## START Available data
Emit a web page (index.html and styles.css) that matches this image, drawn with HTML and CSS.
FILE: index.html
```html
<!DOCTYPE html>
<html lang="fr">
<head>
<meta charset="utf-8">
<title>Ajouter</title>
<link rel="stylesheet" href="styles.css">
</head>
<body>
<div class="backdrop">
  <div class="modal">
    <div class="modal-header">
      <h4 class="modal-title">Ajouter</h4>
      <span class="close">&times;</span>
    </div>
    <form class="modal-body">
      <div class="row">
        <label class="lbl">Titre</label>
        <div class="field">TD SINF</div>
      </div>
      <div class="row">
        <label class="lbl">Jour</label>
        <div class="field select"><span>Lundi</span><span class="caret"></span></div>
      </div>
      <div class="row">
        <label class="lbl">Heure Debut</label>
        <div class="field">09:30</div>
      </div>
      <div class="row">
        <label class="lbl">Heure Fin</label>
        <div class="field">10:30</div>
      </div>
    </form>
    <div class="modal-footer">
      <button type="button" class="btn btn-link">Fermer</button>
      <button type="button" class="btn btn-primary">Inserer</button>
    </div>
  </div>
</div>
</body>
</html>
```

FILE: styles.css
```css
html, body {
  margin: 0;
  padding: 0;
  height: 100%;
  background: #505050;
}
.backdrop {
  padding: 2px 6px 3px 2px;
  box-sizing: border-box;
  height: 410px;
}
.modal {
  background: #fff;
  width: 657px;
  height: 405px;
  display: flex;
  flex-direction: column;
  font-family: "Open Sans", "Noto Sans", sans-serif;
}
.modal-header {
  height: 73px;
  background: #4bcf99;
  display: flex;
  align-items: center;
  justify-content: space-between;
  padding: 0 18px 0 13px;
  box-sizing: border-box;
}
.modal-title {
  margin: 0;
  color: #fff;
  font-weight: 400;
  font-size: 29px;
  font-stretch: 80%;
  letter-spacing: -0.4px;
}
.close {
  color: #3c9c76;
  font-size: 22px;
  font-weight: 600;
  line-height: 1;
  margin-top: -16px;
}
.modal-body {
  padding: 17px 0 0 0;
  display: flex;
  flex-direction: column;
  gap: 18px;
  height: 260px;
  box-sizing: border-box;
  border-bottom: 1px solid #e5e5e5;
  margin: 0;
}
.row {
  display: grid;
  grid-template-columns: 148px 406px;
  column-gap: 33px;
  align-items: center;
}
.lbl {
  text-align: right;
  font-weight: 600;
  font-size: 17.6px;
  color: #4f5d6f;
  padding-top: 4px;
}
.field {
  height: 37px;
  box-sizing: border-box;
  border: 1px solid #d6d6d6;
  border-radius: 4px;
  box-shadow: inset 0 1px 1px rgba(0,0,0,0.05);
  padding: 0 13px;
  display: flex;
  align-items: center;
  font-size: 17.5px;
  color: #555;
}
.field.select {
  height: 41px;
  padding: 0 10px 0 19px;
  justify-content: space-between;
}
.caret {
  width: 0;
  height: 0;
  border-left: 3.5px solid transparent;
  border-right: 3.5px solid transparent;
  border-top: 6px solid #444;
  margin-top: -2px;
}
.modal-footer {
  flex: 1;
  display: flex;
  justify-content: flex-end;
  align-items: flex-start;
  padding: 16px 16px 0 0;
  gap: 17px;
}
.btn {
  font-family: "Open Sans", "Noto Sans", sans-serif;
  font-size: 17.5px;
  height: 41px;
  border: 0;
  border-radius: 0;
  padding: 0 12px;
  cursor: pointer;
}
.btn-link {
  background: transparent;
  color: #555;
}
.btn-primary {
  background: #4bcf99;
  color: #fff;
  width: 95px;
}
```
## END Available data
Stated goal.
Set down all of the data above, word for word.

Exercise result.
Emit a web page (index.html and styles.css) that matches this image, drawn with HTML and CSS.
FILE: index.html
```html
<!DOCTYPE html>
<html lang="fr">
<head>
<meta charset="utf-8">
<title>Ajouter</title>
<link rel="stylesheet" href="styles.css">
</head>
<body>
<div class="backdrop">
  <div class="modal">
    <div class="modal-header">
      <h4 class="modal-title">Ajouter</h4>
      <span class="close">&times;</span>
    </div>
    <form class="modal-body">
      <div class="row">
        <label class="lbl">Titre</label>
        <div class="field">TD SINF</div>
      </div>
      <div class="row">
        <label class="lbl">Jour</label>
        <div class="field select"><span>Lundi</span><span class="caret"></span></div>
      </div>
      <div class="row">
        <label class="lbl">Heure Debut</label>
        <div class="field">09:30</div>
      </div>
      <div class="row">
        <label class="lbl">Heure Fin</label>
        <div class="field">10:30</div>
      </div>
    </form>
    <div class="modal-footer">
      <button type="button" class="btn btn-link">Fermer</button>
      <button type="button" class="btn btn-primary">Inserer</button>
    </div>
  </div>
</div>
</body>
</html>
```

FILE: styles.css
```css
html, body {
  margin: 0;
  padding: 0;
  height: 100%;
  background: #505050;
}
.backdrop {
  padding: 2px 6px 3px 2px;
  box-sizing: border-box;
  height: 410px;
}
.modal {
  background: #fff;
  width: 657px;
  height: 405px;
  display: flex;
  flex-direction: column;
  font-family: "Open Sans", "Noto Sans", sans-serif;
}
.modal-header {
  height: 73px;
  background: #4bcf99;
  display: flex;
  align-items: center;
  justify-content: space-between;
  padding: 0 18px 0 13px;
  box-sizing: border-box;
}
.modal-title {
  margin: 0;
  color: #fff;
  font-weight: 400;
  font-size: 29px;
  font-stretch: 80%;
  letter-spacing: -0.4px;
}
.close {
  color: #3c9c76;
  font-size: 22px;
  font-weight: 600;
  line-height: 1;
  margin-top: -16px;
}
.modal-body {
  padding: 17px 0 0 0;
  display: flex;
  flex-direction: column;
  gap: 18px;
  height: 260px;
  box-sizing: border-box;
  border-bottom: 1px solid #e5e5e5;
  margin: 0;
}
.row {
  display: grid;
  grid-template-columns: 148px 406px;
  column-gap: 33px;
  align-items: center;
}
.lbl {
  text-align: right;
  font-weight: 600;
  font-size: 17.6px;
  color: #4f5d6f;
  padding-top: 4px;
}
.field {
  height: 37px;
  box-sizing: border-box;
  border: 1px solid #d6d6d6;
  border-radius: 4px;
  box-shadow: inset 0 1px 1px rgba(0,0,0,0.05);
  padding: 0 13px;
  display: flex;
  align-items: center;
  font-size: 17.5px;
  color: #555;
}
.field.select {
  height: 41px;
  padding: 0 10px 0 19px;
  justify-content: space-between;
}
.caret {
  width: 0;
  height: 0;
  border-left: 3.5px solid transparent;
  border-right: 3.5px solid transparent;
  border-top: 6px solid #444;
  margin-top: -2px;
}
.modal-footer {
  flex: 1;
  display: flex;
  justify-content: flex-end;
  align-items: flex-start;
  padding: 16px 16px 0 0;
  gap: 17px;
}
.btn {
  font-family: "Open Sans", "Noto Sans", sans-serif;
  font-size: 17.5px;
  height: 41px;
  border: 0;
  border-radius: 0;
  padding: 0 12px;
  cursor: pointer;
}
.btn-link {
  background: transparent;
  color: #555;
}
.btn-primary {
  background: #4bcf99;
  color: #fff;
  width: 95px;
}
```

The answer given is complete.